Roosevelt, com quem reuniu apenas duas vezes enquanto vice-presidente, jamais o pusera a par dos assuntos da guerra. E nem o informara da sua ida à cimeira de Ialta. Mas ele tinha “uma imensa determinação”, como dizia Churchill. Conseguiu defraudar as piores expectativas a seu respeito. A três meses das presidenciais de 1948, a Newsweek pediu a 50 analistas um vaticínio eleitoral: todos apostaram na vitória do republicano Thomas Dewey contra o democrata Truman. A Life fez uma capa com Dewey, chamando-lhe “o próximo Presidente”. E o Baltimore Sun concluiu: “Votar nele seria uma tragédia para o país e o mundo.”
Contra ventos e marés, Truman venceu. E convenceu. Ao cessar funções, em Janeiro de 1953, apresentava uma excelente folha de serviços: a reconstrução da Alemanha e do Japão, o lançamento das Nações Unidas, a criação da NATO, o Plano Marshall, a inédita ponte aérea que permitiu salvar Berlim em 1949. Na frente interna, também tinha motivos para orgulhar-se: criou 11 milhões de postos de trabalho, reduziu a dívida pública, evitou o colapso económico que todos anteviam e jamais aconteceu.

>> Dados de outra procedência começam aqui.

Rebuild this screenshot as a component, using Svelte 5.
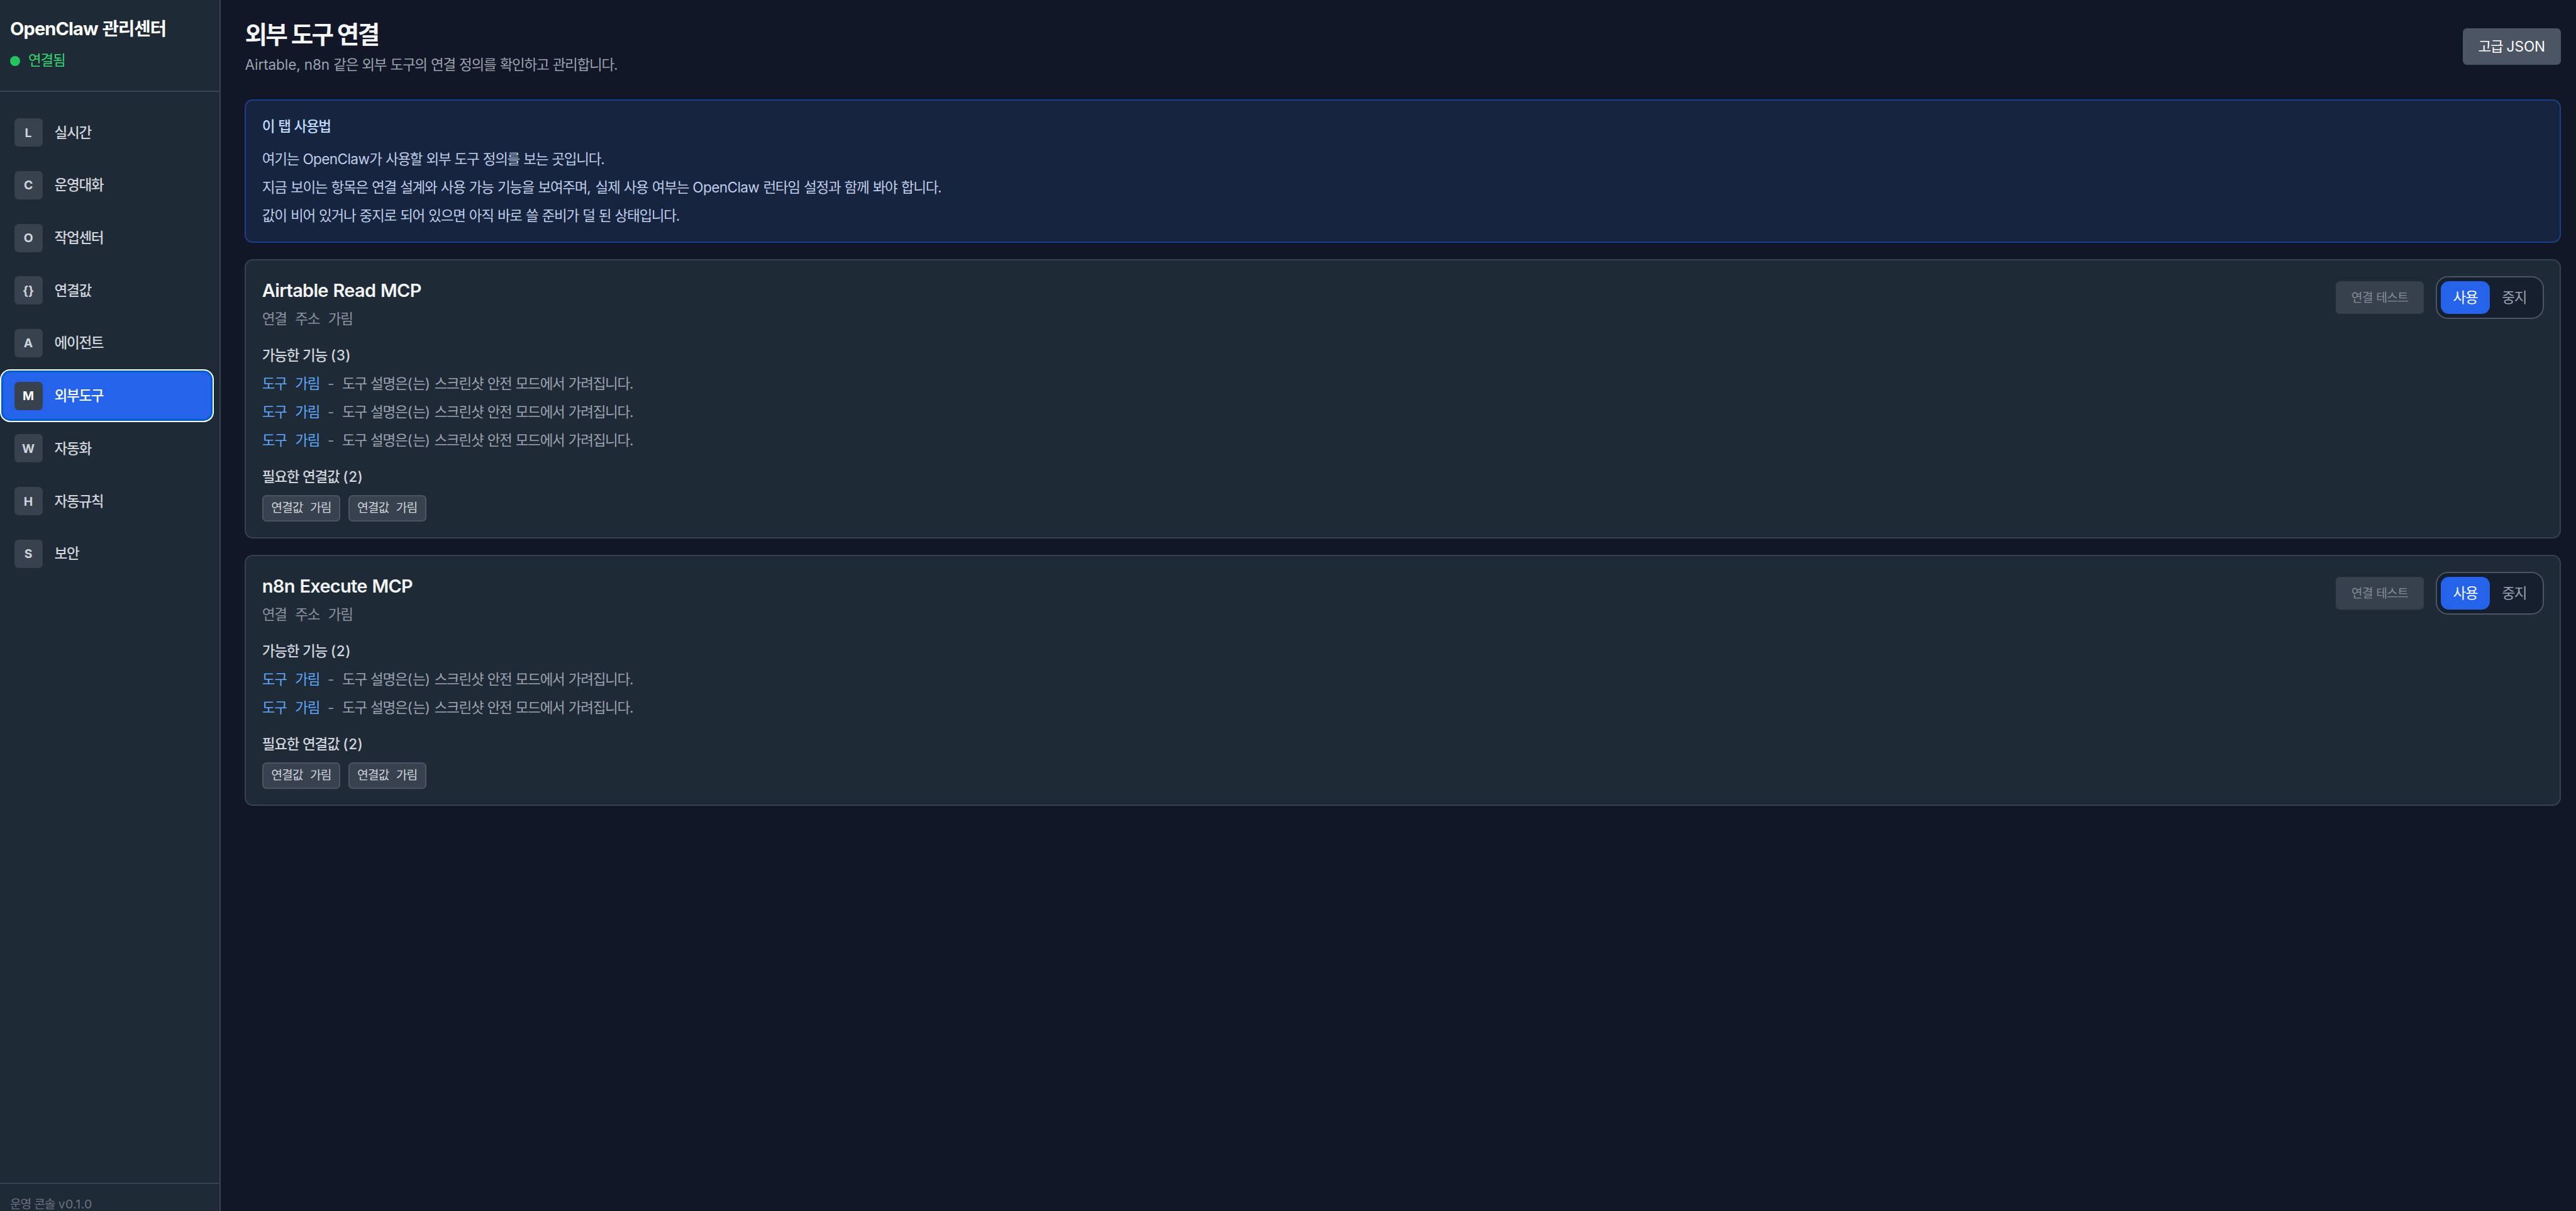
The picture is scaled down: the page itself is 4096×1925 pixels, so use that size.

Na última das suas 324 conferências de imprensa como Presidente, a 15 de Janeiro de 1953, sublinhou: “Quando a história disser que o meu mandato assistiu ao início da Guerra Fria, dirá também que nestes oito anos iniciámos o caminho para a vencer.” Acertou em cheio.
Na hora da partida, a mesma imprensa que lhe lançara pedras ovacionava-o em editoriais. “É um homem com muitos opositores e poucos inimigos, e com muitos mais que o apoiam e gostam dele”, escreveu o insuspeito Walter Lippmann.
“Dever cumprido”, disse Truman ao deixar a Casa Branca. Poucos presidentes tiveram tantos motivos como ele para pensar assim.